Фальсификацией следственных дел (или, на языке чекистов, — липачеством) занимались все райотделы Управлений НКВД, в том числе, Москвы и Московской области. Из-за обилия дел в конце 30-х гг. к следственной работе стали привлекать людей из других ведомств и учреждений. Так, арестованный в 1940 г. начальник городской пожарной охраны А. С. Живов рассказывал, что он, как и другие его сослуживцы-пожарники, а также призванные со стороны работники ЗАГСа и фельдсвязи изготовляли протоколы допросов по “вопроснику”, который предоставляли им сотрудники Кунцевского РО УНКВД Каретников и Кузнецов. “Фактически никаких допросов не было”, — сообщает оперуполномоченный Мытищенского РО УНКВД Н. Д. Петров[4]. (Мытищенское РО НКВД отличалось тем, что проводило расследование в течение суток. Особенно усердствовал в деле фальсификации следственных дел уполномоченный Прелов со своей группой. Когда пришли арестовывать его самого, он, прекрасно понимая, что его ждет, застрелился).

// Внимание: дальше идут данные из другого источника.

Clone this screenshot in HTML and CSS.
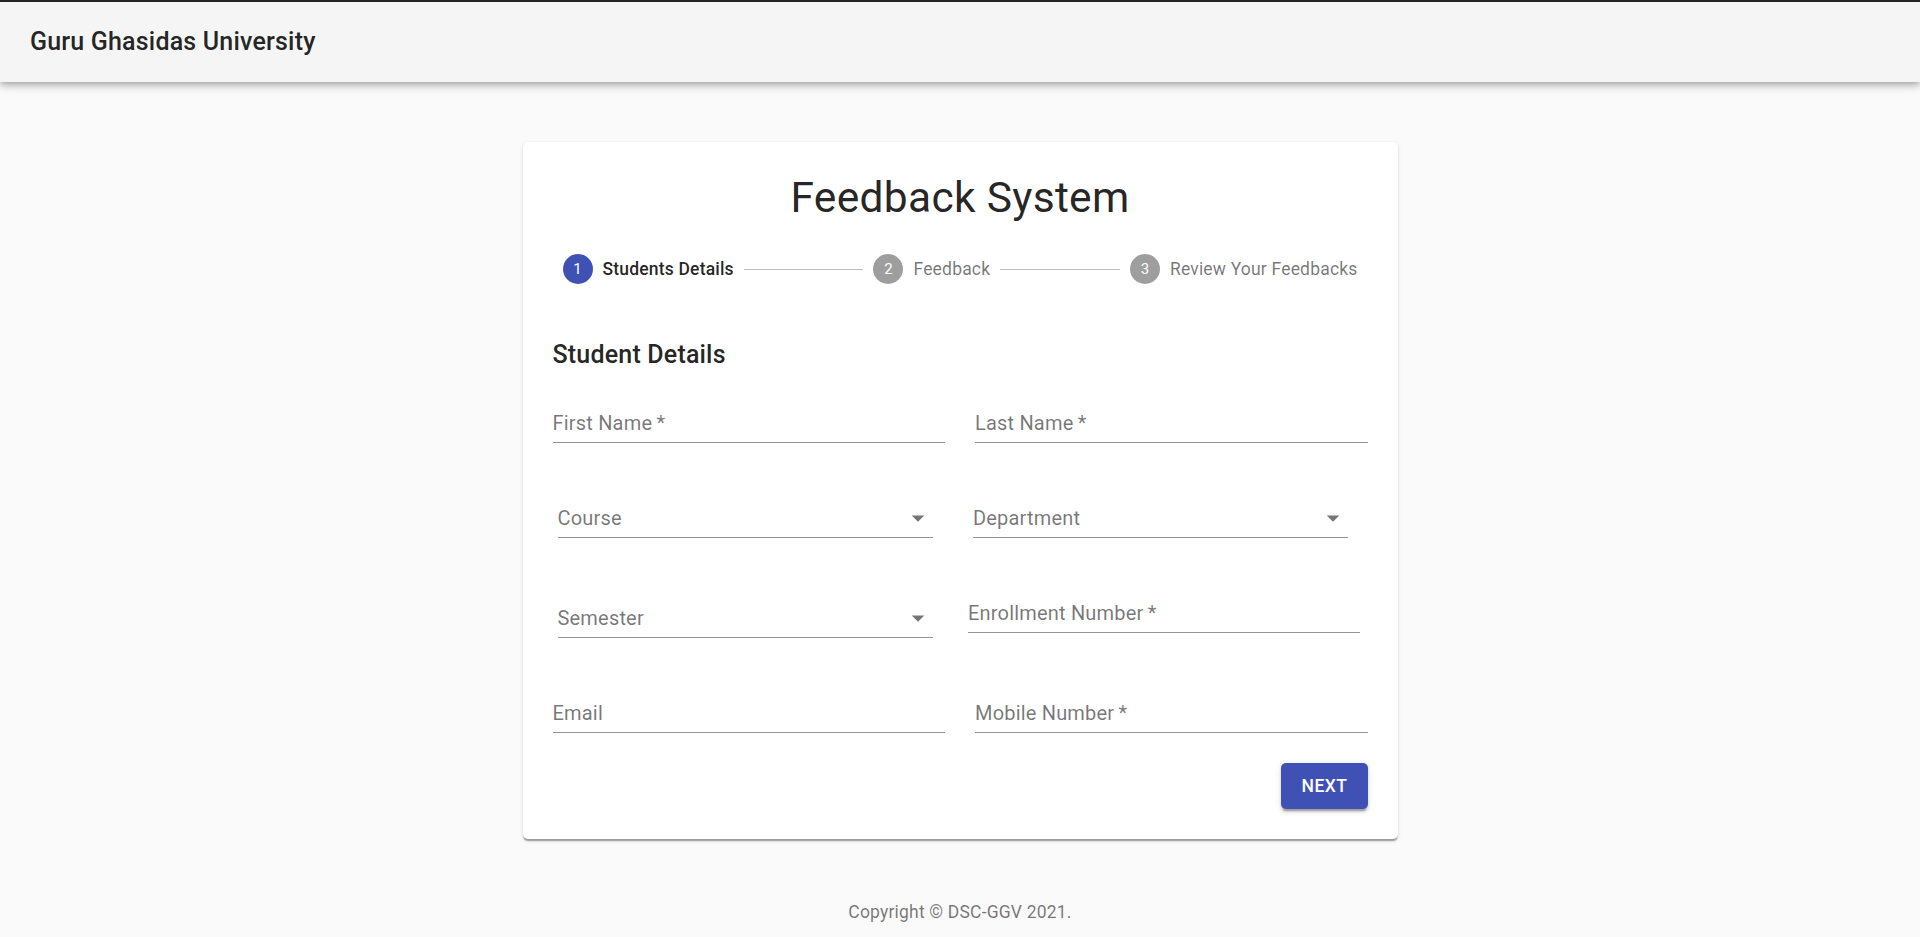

О том, как проходила работа по изготовлению липаческих протоколов в Кунцевском РО УНКВД, рассказывает инструктор ЗАГСа Петушков: “Часть протоколов <начальником Кунцевского РО УНКВД> Каретниковым писалась заранее, то есть они печатались на пишущей машинке под диктовку, а после он давал приказание работникам ЗАГСа переписывать с напечатанного в бланк протокола допроса. После этого вызывался арестованный, и ему предлагалось подписать написанный заранее протокол”.
Конечно, к признаниям бывших следователей или тех, кто привлекался к проведению следствия, надо тоже относиться критически. Но совершенно очевидно, что ложь здесь была иного рода. Пытаясь снять с себя ответственность за содеянное, эти работники перекладывали вину друг на друга и на вышестоящие чины.
Рассказывает начальник Коломенского РО УНКВД Галкин: “Протоколы писались в отсутствие обвиняемых специальной группой сотрудников. Другая группа принуждала подписывать”.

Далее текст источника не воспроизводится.